This project contains a CDK Construct for an AWS Lambda Function to handle deployment of a bundled static web application to a S3 bucket while preserving files from previous deployments within a time threshold.
What it does:
- Fetch deployment log from S3
- Fetch bundled artifact and extract locally with optional filtering
- Upload all non-html files to S3
- Upload html files to S3
- Add uploaded items to deployment log
- Delete old items from S3
- Prune old deployments from deployment log
- Store deployment log to S3 for next run
- Optionally invalidate CloudFront distribution
A single-page application using code splitting will cause the client to
defer loading lots of files. To avoid a deployment disrupting the user, we
cannot delete the previous files (e.g. using aws s3 sync --delete
), as
that would cause the client to get 404 errors when navigating through the app.
CloudFront will in many cases hide this issue for most of the users due to
its edge caches, but it will still be an issue for users that haven't
updated the application since the day before.
One way of handling this would be to never delete any files from the S3 bucket. That means the bucket will fill up with a lot of old files. This project approaches it differently by deleting old files.
A user that still uses an application deployed five days ago should not be disrupted.

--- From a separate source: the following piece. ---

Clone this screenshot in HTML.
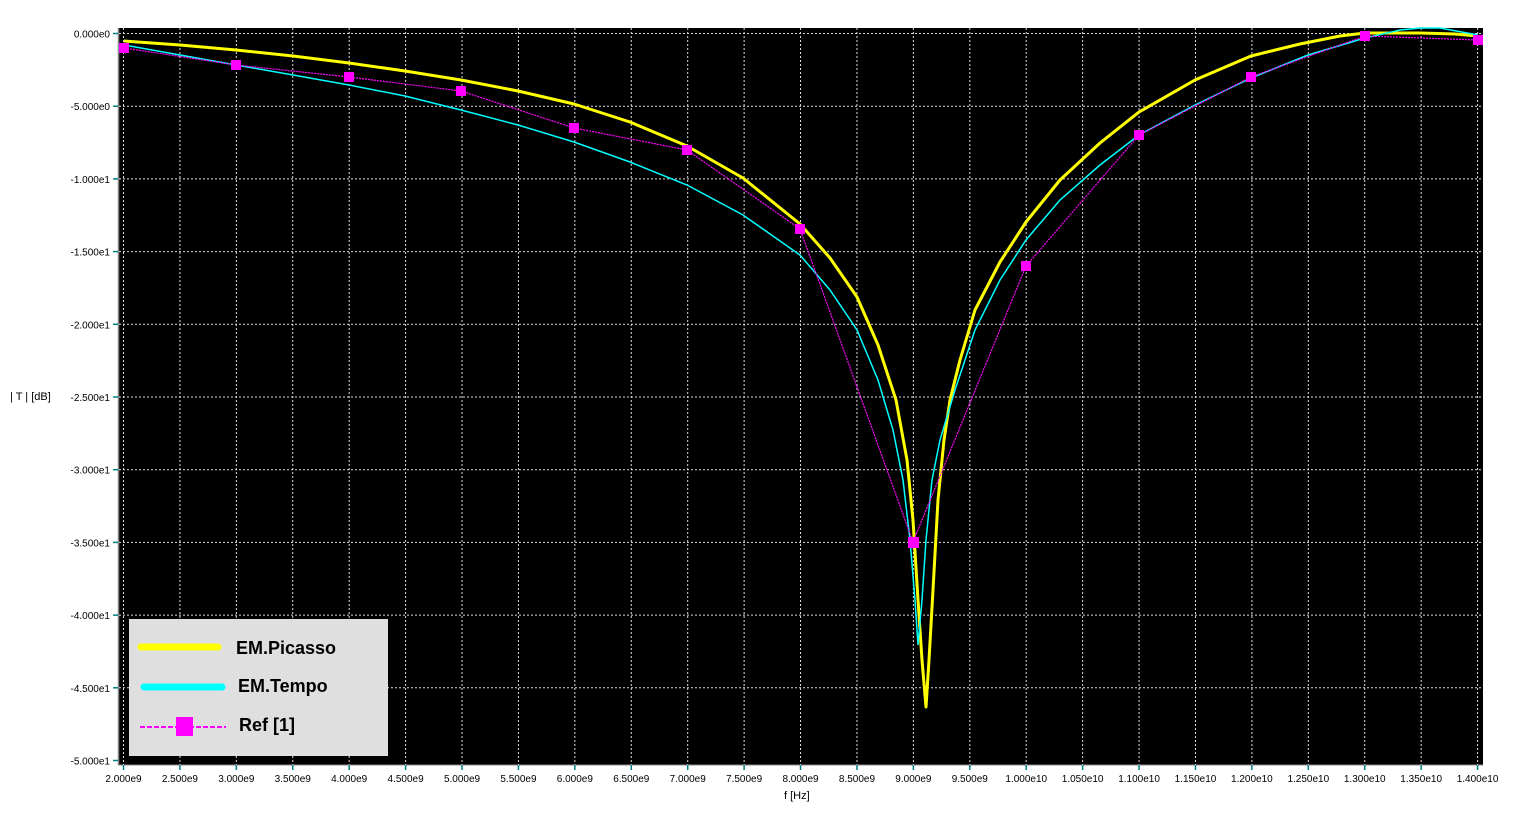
<!DOCTYPE html>
<html><head><style>
body{margin:0;background:#fff;width:1517px;height:815px;overflow:hidden;font-family:"Liberation Sans",Arial,sans-serif}
svg{position:absolute;left:0;top:0}
</style></head><body>
<svg width="1517" height="815" xmlns="http://www.w3.org/2000/svg" font-family="Liberation Sans, Arial, sans-serif">
<rect x="118" y="28" width="1365" height="737" fill="#000"/>
<line x1="118.5" y1="28" x2="118.5" y2="765" stroke="#888" stroke-width="1.5"/>
<line x1="118" y1="765" x2="1483" y2="765" stroke="#888" stroke-width="1"/>
<g stroke="#ddd" stroke-width="1" stroke-dasharray="2,2" id="grid"></g>
<g id="labels" font-size="10" fill="#000"></g>
<text x="10" y="400" font-size="11">| T | [dB]</text>
<text x="784" y="799" font-size="11">f [Hz]</text>
<polyline fill="none" stroke="#c0c0c0" stroke-width="0.7" stroke-dasharray="1,2" points="124,48 236,65 349,77 461,91 574,128 687,150 800,229 913,542 1026,266"/>
<polyline fill="none" stroke="#ffff00" stroke-width="3" stroke-linejoin="round" points="124,41 180,45 236,50 293,56 349,63 405,71 461,80 518,91 574,104 630,122 687,146 743,178 800,224 830,258 857,297 878,345 896,400 907,460 913,520 918,600 922,660 926,707 929,660 933,590 938,500 944,440 950,400 960,360 975,310 1000,262 1026,222 1060,180 1100,143 1139,112 1195,80 1251,56 1300,44 1340,36 1365,33 1420,33 1455,34 1478,36"/>
<polyline fill="none" stroke="#00ffff" stroke-width="1.5" points="124,45 180,55 236,65 293,75 349,85 405,96 461,110 518,125 574,142 630,162 687,185 743,215 800,255 830,290 857,330 878,380 893,430 903,480 910,540 915,600 918,645 922,600 926,540 932,480 940,440 955,390 975,330 1000,280 1026,240 1060,200 1100,165 1139,135 1195,105 1251,78 1308,55 1365,38 1400,30 1420,28 1440,28 1478,35"/>
<polyline fill="none" stroke="#ff00ff" stroke-width="1.2" stroke-dasharray="2,1" points="124,48 236,65 349,77 461,91 574,128 687,150 800,229 913,542 1026,266 1139,135 1251,77 1365,36 1478,40"/>
<g fill="#ff00ff">
<rect x="119" y="43" width="10" height="10"/><rect x="231" y="60" width="10" height="10"/><rect x="344" y="72" width="10" height="10"/><rect x="456" y="86" width="10" height="10"/><rect x="569" y="123" width="10" height="10"/><rect x="682" y="145" width="10" height="10"/><rect x="795" y="224" width="10" height="10"/><rect x="908" y="537" width="11" height="11"/><rect x="1021" y="261" width="10" height="10"/><rect x="1134" y="130" width="10" height="10"/><rect x="1246" y="72" width="10" height="10"/><rect x="1360" y="31" width="10" height="10"/><rect x="1473" y="35" width="10" height="10"/>
</g>
<rect x="129" y="619" width="259" height="137" fill="#dfdfdf"/>
<line x1="141" y1="647" x2="218" y2="647" stroke="#ffff00" stroke-width="7" stroke-linecap="round"/>
<line x1="144" y1="687" x2="222" y2="687" stroke="#00ffff" stroke-width="7" stroke-linecap="round"/>
<line x1="140" y1="727" x2="226" y2="727" stroke="#ff00ff" stroke-width="2" stroke-dasharray="5,2"/>
<rect x="176" y="717" width="17" height="19" fill="#ff00ff"/>
<g font-size="18" font-weight="bold" fill="#000">
<text x="236" y="654">EM.Picasso</text>
<text x="238" y="692">EM.Tempo</text>
<text x="239" y="731">Ref [1]</text>
</g>
</svg>
<script>
var g=document.getElementById('grid'),L=document.getElementById('labels'),ns='http://www.w3.org/2000/svg';
function el(t,a,p){var e=document.createElementNS(ns,t);for(var k in a)e.setAttribute(k,a[k]);p.appendChild(e);return e;}
var ylab=['0.000e0','-5.000e0','-1.000e1','-1.500e1','-2.000e1','-2.500e1','-3.000e1','-3.500e1','-4.000e1','-4.500e1','-5.000e1'];
for(var i=0;i<=10;i++){var y=33.5+i*72.7;
 if(i<10)el('line',{x1:119,y1:y,x2:1483,y2:y},g);
 el('line',{x1:113,y1:y,x2:118,y2:y,stroke:'#008080','stroke-width':1.5},L.parentNode);
 var t=el('text',{x:110,y:y+4,'text-anchor':'end'},L);t.textContent=ylab[i];}
var xl=['2.000e9','2.500e9','3.000e9','3.500e9','4.000e9','4.500e9','5.000e9','5.500e9','6.000e9','6.500e9','7.000e9','7.500e9','8.000e9','8.500e9','9.000e9','9.500e9','1.000e10','1.050e10','1.100e10','1.150e10','1.200e10','1.250e10','1.300e10','1.350e10','1.400e10'];
for(var j=0;j<25;j++){var x=123.5+j*56.42;
 el('line',{x1:x,y1:28,x2:x,y2:765},g);
 el('line',{x1:x,y1:765,x2:x,y2:770,stroke:'#008080','stroke-width':1.5},L.parentNode);
 var t=el('text',{x:x,y:782,'text-anchor':'middle'},L);t.textContent=xl[j];}
</script>
</body></html>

To keep this promise we keep the newest deployment that happened more than five days ago, and delete files from older ones that no longer have any reference to them.
aws lambda invoke \
--function-name my-deploy-lambda \
--payload '{
"artifactS3Url": "s3://my-bucket/my-release.tgz"
}' \
/tmp/out.log
Testing locally:
python3 -m venv .venv
source .venv/bin/activate
pip install -r requirements.txt
# Adjust to your project. See config.py for full list.
export TARGET_BUCKET_URL=s3://my-website/web
export EXPIRE_SECONDS=86400
export DEPLOY_LOG_BUCKET_URL=s3://my-website/deployments.log
export CF_DISTRIBUTION_ID=EKJ2IPY1KTEAR1
# Adjust artifact path.
python -m webapp_deploy.main s3://my-bucket/my-release.tgz
-
To avoid a race condition in using and updating the deployment log, no concurrent execution of the lambda should be allowed.
-
As we use S3 to hold the deployment log, there is a potential for a successive deployment to read an older deployment log. This is due to the fact that S3 is eventually consistent. If this happens the files that were deployed by the previous run (being overwritten) will be kept forever, unless they are also references by another deployment.